On October 4, the ordinaries of Jaro, San Jose de Antique, and Bacolod co-signed a strongly worded statement seeking to dissuade the authorities from carrying out their project.
For them, there is no doubt that the casinos - in Boracay as elsewhere - threaten the family values and the simple way of life of the Catholics of the region: “Is it necessary to know how many people and families have been destroyed in cause of the game? All of this will pave the way for destructive lifestyles and habits,” they warn.
The signatories also warn about the consequences inherent in gambling: “Gambling statistics further show that families in which at least one parent gambles compulsively are more likely to experience domestic violence, including child abuse.”
“Over 80 percent of problem gamblers were at risk of alcohol or drug use/dependency and half of compulsive gamblers commit crimes.”

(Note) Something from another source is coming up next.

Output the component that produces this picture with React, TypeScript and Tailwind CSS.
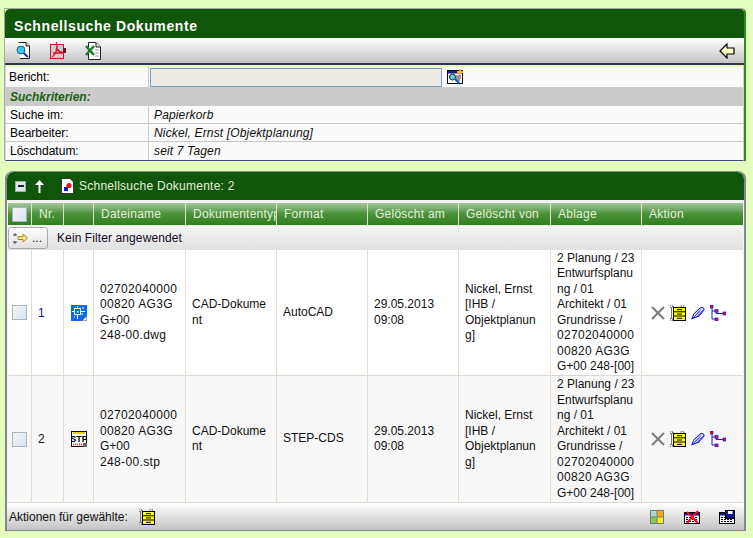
import React from "react";

const gridCols =
  "grid grid-cols-[24px_32px_30px_92px_91px_91px_91px_92px_91px_101px]";

const IconSearchDoc = () => (
  <svg width="17" height="17" viewBox="0 0 17 17">
    <path d="M3.5 .5H11L14.5 4V16.5H5" fill="#fff" stroke="#222" />
    <path d="M11 .5V4H14.5" fill="#ddd" stroke="#222" />
    <circle cx="6" cy="8" r="4" fill="#3cc8e8" stroke="#1a5ea8" />
    <path d="M8.5 11L13 15" stroke="#1a3aa8" strokeWidth="2" />
  </svg>
);

const IconPdf = () => (
  <svg width="17" height="17" viewBox="0 0 17 17">
    <rect x=".5" y="2.5" width="13" height="14" fill="#d9c8c8" stroke="#c8162a" />
    <path d="M6.5 0V2M7 3C7 9 5 13 2 15M7 7C9 10 12 11 15 10M3 11H13" fill="none" stroke="#e01030" strokeWidth="1.4" />
    <rect x="13" y="6" width="3" height="5" fill="#7a1020" />
  </svg>
);

const IconExcel = () => (
  <svg width="17" height="18" viewBox="0 0 17 18">
    <path d="M3.5 .5H11L15.5 5V17.5H3.5Z" fill="#fff" stroke="#222" />
    <path d="M11 .5V5H15.5" fill="#ddd" stroke="#222" />
    <path d="M1 4L9 13M9 4L1 13" stroke="#1f7a2e" strokeWidth="2.6" />
    <path d="M10 8H14M10 11H14M10 14H14" stroke="#999" />
  </svg>
);

const IconBack = () => (
  <svg width="16" height="16" viewBox="0 0 16 16">
    <path d="M1 8L8 1V5H15V11H8V15Z" fill="#ffffc8" stroke="#000" strokeWidth="1.2" />
  </svg>
);

const IconReportSearch = () => (
  <svg width="17" height="16" viewBox="0 0 17 16">
    <rect x=".5" y="1.5" width="15" height="13" fill="#fff" stroke="#111" />
    <rect x="1" y="2" width="14" height="2.5" fill="#1a1a9a" />
    <path d="M9 7H14M9 9H14M9 11H13" stroke="#333" />
    <circle cx="5.5" cy="8" r="3" fill="#58d8e8" stroke="#222" />
    <path d="M8 10L13 15" stroke="#1a56c8" strokeWidth="2" />
    <path d="M13 0V6M10 3H16" stroke="#f5b51e" strokeWidth="2" />
  </svg>
);

const IconDocSmall = () => (
  <svg width="13" height="16" viewBox="0 0 13 16">
    <path d="M.5 .5H9L12.5 4V15.5H.5Z" fill="#fff" stroke="#333" />
    <rect x="3" y="9" width="4" height="4" fill="#1212d8" />
    <circle cx="8" cy="7.5" r="2.6" fill="#e01818" />
  </svg>
);

const IconFilterArrows = () => (
  <svg width="15" height="11" viewBox="0 0 15 11">
    <path d="M0 2H4M0 9H4M2 0V3M2 8V11" stroke="#445" />
    <path d="M5 3.5H10V1L14.5 5L10 9V6.500H5Z" fill="#f8e8a0" stroke="#c08410" />
  </svg>
);

const IconCad = () => (
  <svg width="16" height="16" viewBox="0 0 16 16">
    <rect width="16" height="16" fill="#0a6af0" />
    <path d="M1 6.500H14M6.500 1V14" stroke="#fff" />
    <rect x="3.500" y="3.500" width="6" height="6" fill="#0a6af0" stroke="#fff" />
    <rect x="6" y="6" width="1.500" height="1.500" fill="#fff" />
    <path d="M11 3H13M3 12H4M11 8V10" stroke="#fff" />
    <path d="M10.500 16L16 10.500V16Z" fill="#fff" stroke="#555" />
  </svg>
);

const IconStp = () => (
  <svg width="16" height="16" viewBox="0 0 16 16">
    <rect x=".5" y=".5" width="15" height="15" fill="#fff" stroke="#111" />
    <path d="M2 2H14" stroke="#e8d020" strokeWidth="2" />
    <text x="8" y="11" textAnchor="middle" fontSize="9" fontWeight="bold" fontFamily="Liberation Sans" fill="#000">
      STP
    </text>
    <path d="M2 13.500H11" stroke="#e83020" strokeWidth="2" strokeDasharray="1 1" />
    <rect x="12" y="12" width="4" height="4" fill="#666" />
  </svg>
);

const IconDelete = () => (
  <svg width="14" height="14" viewBox="0 0 14 14">
    <path d="M1 1L13 13M13 1L1 13" stroke="#808080" strokeWidth="2.2" />
  </svg>
);

const IconArchive = () => (
  <svg width="16" height="16" viewBox="0 0 16 16">
    <path d="M1.500 1.500V15M1.500 1.500H4M1.500 14.500H4M11 1.500H13" stroke="#777" fill="none" />
    <rect x="0" y="0" width="2.500" height="2.500" fill="#fff" stroke="#777" strokeWidth=".8" />
    <rect x="0" y="13.500" width="2.500" height="2.500" fill="#fff" stroke="#777" strokeWidth=".8" />
    <rect x="11" y="0" width="2.500" height="2.500" fill="#fff" stroke="#777" strokeWidth=".8" />
    <rect x="3.500" y="2.500" width="12" height="13" fill="#ffff30" stroke="#000" />
    <path d="M3.500 6.800H15.500M3.500 11H15.500M7 4.700H12M7 9H12M7 13.300H12" stroke="#000" />
  </svg>
);

const IconEdit = () => (
  <svg width="14" height="14" viewBox="0 0 15 14">
    <path d="M1 13L3 8L10 1.500C12 .5 14 1.500 14 3.500L8 10.500Z" fill="#fff" stroke="#1212d8" strokeWidth="1.1" />
    <path d="M1 13L10 5M4 10L11 3M6 11L13 4" stroke="#1212d8" strokeWidth=".8" />
  </svg>
);

const IconTree = () => (
  <svg width="16" height="16" viewBox="0 0 16 16">
    <path d="M2 2V14H6M2 6H6M6 8.500H13" fill="none" stroke="#1a1ae0" strokeWidth="1" />
    <rect x="0" y="0" width="3" height="3" fill="#e01030" stroke="#1a1ae0" strokeWidth=".7" />
    <rect x="5" y="4.500" width="3" height="3" fill="#e01030" stroke="#1a1ae0" strokeWidth=".7" />
    <rect x="13" y="7" width="3" height="3" fill="#e01030" stroke="#1a1ae0" strokeWidth=".7" />
    <rect x="5" y="13" width="3" height="3" fill="#e01030" stroke="#1a1ae0" strokeWidth=".7" />
  </svg>
);

const IconColors = () => (
  <svg width="14" height="14" viewBox="0 0 14 14">
    <rect width="14" height="14" fill="#6f7f70" />
    <rect x="1" y="1" width="5.500" height="5.500" fill="#a9d8d8" />
    <rect x="7.500" y="1" width="5.500" height="5.500" fill="#f5a810" />
    <rect x="1" y="7.500" width="5.500" height="5.500" fill="#8cc850" />
    <rect x="7.500" y="7.500" width="5.500" height="5.500" fill="#ffee10" />
  </svg>
);

const IconTableBase = () => (
  <>
    <rect x=".5" y="2.500" width="15" height="11" fill="#fff" stroke="#000" />
    <rect x="1" y="3" width="14" height="2.500" fill="#10108a" />
    <path d="M2 7.500H14M2 9.500H14M2 11.500H14" stroke="#000" strokeDasharray="2 1" />
  </>
);

const IconTableOff = () => (
  <svg width="16" height="14" viewBox="0 0 16 14">
    <IconTableBase />
    <path d="M3 13L14 1M3 2L14 13" stroke="#f01020" strokeWidth="2" />
  </svg>
);

const IconTableSave = () => (
  <svg width="16" height="14" viewBox="0 0 16 14">
    <IconTableBase />
    <rect x="6.500" y=".5" width="9" height="8" fill="#10108a" stroke="#000" />
    <rect x="9" y="1" width="4.500" height="3" fill="#fff" />
  </svg>
);

const Checkbox = () => (
  <span className="block h-[15px] w-[15px] border border-[#aeb4bc] bg-gradient-to-br from-[#f4f6f8] to-[#d6e2f0]" />
);

const FormRow = ({ label, value }: { label: string; value: string }) => (
  <div className="flex h-[18px] items-center border-b border-[#c8c8c8] last:border-b-0 bg-[#fafafa]">
    <div className="flex h-full w-[143px] items-center border-r border-[#c8c8c8] pl-[4px] text-black">
      {label}
    </div>
    <div className="pl-[5px] italic tracking-[.15px] text-[#111]">{value}</div>
  </div>
);

const HeaderCell = ({ children }: { children?: React.ReactNode }) => (
  <div className="flex items-center overflow-hidden whitespace-nowrap border-r border-[#e4dcc8] pl-[7px] tracking-[.25px] text-[#e4efdc] last:border-r-0">
    {children}
  </div>
);

const Cell = ({ children }: { children?: React.ReactNode }) => (
  <div className="flex items-center border-r border-[#e6dccf] pl-[6px] pr-[2px] text-[#111] last:border-r-0">
    <div className="min-w-0 leading-[15.5px]">{children}</div>
  </div>
);

// digit runs are a bit wider in the original
const Digits = ({ children }: { children: React.ReactNode }) => (
  <span className="tracking-[.35px]">{children}</span>
);

type DocRow = {
  nr: number;
  icon: React.ReactNode;
  file: string;
  format: string;
  striped: boolean;
  nrColor: string;
  height: string;
};

const rows: DocRow[] = [
  { nr: 1, icon: <IconCad />, file: "248-00.dwg", format: "AutoCAD", striped: false, nrColor: "text-[#10106a]", height: "h-[126px]" },
  { nr: 2, icon: <IconStp />, file: "248-00.stp", format: "STEP-CDS", striped: true, nrColor: "text-[#111]", height: "h-[127px]" },
];

export default function App() {
  return (
    <div className="h-[538px] w-[753px] overflow-hidden bg-[#e3fdbe] pl-[5px] pt-[9px] text-[12px] font-['Liberation_Sans',Arial,sans-serif]">
      <div className="w-[741px] rounded-tr-[4px] border-r-[2px] border-[#2f8a14] shadow-[-1px_-1px_0_#a9a9a0]">
        <div className="flex h-[29px] items-center rounded-tl-[5px] rounded-tr-[4px] bg-[#10560a] pl-[9px] pt-[5px] text-[14px] font-bold tracking-[.6px] text-white">
          Schnellsuche Dokumente
        </div>
        <div className="flex h-[27px] items-center gap-[18px] border-b-[2px] border-[#33334a] bg-gradient-to-b from-white to-[#c4c4c4] pl-[10px] pr-[9px]">
          <IconSearchDoc />
          <IconPdf />
          <IconExcel />
          <div className="ml-auto">
            <IconBack />
          </div>
        </div>
        <div className="border-x border-b border-[#d0d0d8] border-b-[#3c4a80] pt-[2px]">
          <div className="flex h-[20px] items-center bg-[#fafafa]">
            <div className="flex h-full w-[143px] items-center border-r border-[#c8c8c8] pl-[3px]">
              Bericht:
            </div>
            <div className="ml-px h-[19px] w-[292px] border border-[#7c9fc4] bg-[#ecece4]" />
            <div className="ml-[5px]">
              <IconReportSearch />
            </div>
          </div>
          <div className="flex h-[19px] items-center bg-[#cbcbcb] pl-[4px] font-bold italic text-[#1c6014]">
            Suchkriterien:
          </div>
          <FormRow label="Suche im:" value="Papierkorb" />
          <FormRow label="Bearbeiter:" value="Nickel, Ernst [Objektplanung]" />
          <FormRow label="Löschdatum:" value="seit 7 Tagen" />
        </div>
      </div>

      <div className="mt-[11px] w-[741px] rounded-t-[8px] border-b border-r-[2px] border-l-[2px] border-[#84888a] bg-[#f2f2f2] shadow-[0_-1px_0_#8a8f86]">
        <div className="flex h-[28px] items-center rounded-t-[7px] bg-[#10560a] pl-[8px] text-[#e4efdc]">
          <span className="flex h-[11px] w-[11px] items-center justify-center border border-[#9ab0a0] bg-[#e0e8f0]">
            <span className="h-[1.500px] w-[6px] bg-[#223]" />
          </span>
          <svg className="ml-[8px]" width="11" height="13" viewBox="0 0 11 13">
            <path d="M5.500 0L10 5H6.500V13H4.500V5H1Z" fill="#fff" />
          </svg>
          <span className="ml-[16px]">
            <IconDocSmall />
          </span>
          <span className="ml-[5px] tracking-[.25px]">Schnellsuche Dokumente: 2</span>
        </div>

        <div className="pl-px pr-px pt-[2px]">
          <div className={`${gridCols} h-[24px] border-y border-[#f0f4ea] bg-gradient-to-b from-[#a4c8a0] via-[#4a9238] to-[#2f7f1c]`}>
            <div className="flex items-center justify-center border-r border-[#e4dcc8]">
              <Checkbox />
            </div>
            <HeaderCell>Nr.</HeaderCell>
            <HeaderCell />
            <HeaderCell>Dateiname</HeaderCell>
            <HeaderCell>Dokumententyp</HeaderCell>
            <HeaderCell>Format</HeaderCell>
            <HeaderCell>Gelöscht am</HeaderCell>
            <HeaderCell>Gelöscht von</HeaderCell>
            <HeaderCell>Ablage</HeaderCell>
            <HeaderCell>Aktion</HeaderCell>
          </div>

          <div className="flex h-[24px] items-center bg-gradient-to-b from-[#f6f6f6] to-[#e0e0e0]">
            <button className="flex h-[22px] w-[40px] items-center gap-[4px] rounded-[3px] border border-[#aaaaaa] bg-gradient-to-b from-white to-[#e0e0e0] pl-[4px] text-[12px] leading-none">
              <IconFilterArrows />
              <span className="text-[#222]">...</span>
            </button>
            <span className="ml-[9px] tracking-[.1px] text-[#11081e]">Kein Filter angewendet</span>
          </div>

          {rows.map((r) => (
            <div
              key={r.nr}
              className={`${gridCols} ${r.height} border-b border-[#ddd8d0] ${r.striped ? "bg-[#f7f7f7]" : "bg-white"}`}
            >
              <div className="flex items-center justify-center border-r border-[#e6dccf]">
                <Checkbox />
              </div>
              <div className={`flex items-center border-r border-[#e6dccf] pl-[6px] ${r.nrColor}`}>{r.nr}</div>
              <div className="flex items-center justify-center border-r border-[#e6dccf]">{r.icon}</div>
              <Cell>
                <Digits>02702040000</Digits>
                <br />
                <Digits>00820 AG3G</Digits>
                <br />
                G+00
                <br />
                <Digits>{r.file}</Digits>
              </Cell>
              <Cell>
                CAD-Dokume
                <br />
                nt
              </Cell>
              <Cell>{r.format}</Cell>
              <Cell>
                29.05.2013
                <br />
                09:08
              </Cell>
              <Cell>
                Nickel, Ernst
                <br />
                [IHB /
                <br />
                Objektplanun
                <br />g]
              </Cell>
              <Cell>
                2 Planung / 23
                <br />
                Entwurfsplanu
                <br />
                ng / 01
                <br />
                Architekt / 01
                <br />
                Grundrisse /
                <br />
                <Digits>02702040000</Digits>
                <br />
                <Digits>00820 AG3G</Digits>
                <br />
                G+00 248-[00]
              </Cell>
              <div className="flex items-center gap-[5px] pl-[9px]">
                <IconDelete />
                <IconArchive />
                <IconEdit />
                <IconTree />
              </div>
            </div>
          ))}
        </div>

        <div className="flex h-[27px] items-center bg-gradient-to-b from-white to-[#c4c4c4] pl-[2px] pr-[9px] text-[#111]">
          <span>Aktionen für gewählte:</span>
          <span className="ml-[11px]">
            <IconArchive />
          </span>
          <span className="ml-auto flex items-center gap-[19px]">
            <span className="mr-px">
              <IconColors />
            </span>
            <IconTableOff />
            <IconTableSave />
          </span>
        </div>
      </div>
    </div>
  );
}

Filipino bishops “also urged Catholics not to be blinded by the tax revenues the government might generate through the casinos” but to keep in mind the importance of values and family life: “the harm and risk factors far outweigh the expected benefits,” they say.
“As a church, we are not against development, but it should be a development that is both sustainable and integral, a development that is authentically just and for the common good,” they say at the conclusion of their open letter.
An op-ed was published as the election season kicked off on October 1 in the Philippines, with several thousand candidates running for office ranging from president to city counsel.
Philippine President Rodrigo Duterte, who has not spared his criticism of the Philippine episcopate since the start of his presidency, then announced his imminent withdrawal from political life, leaving the way open to his daughter to eventually succeed him at the head of the country. He could not be re-elected anyway, since the country's constitution prohibits serving more than one term.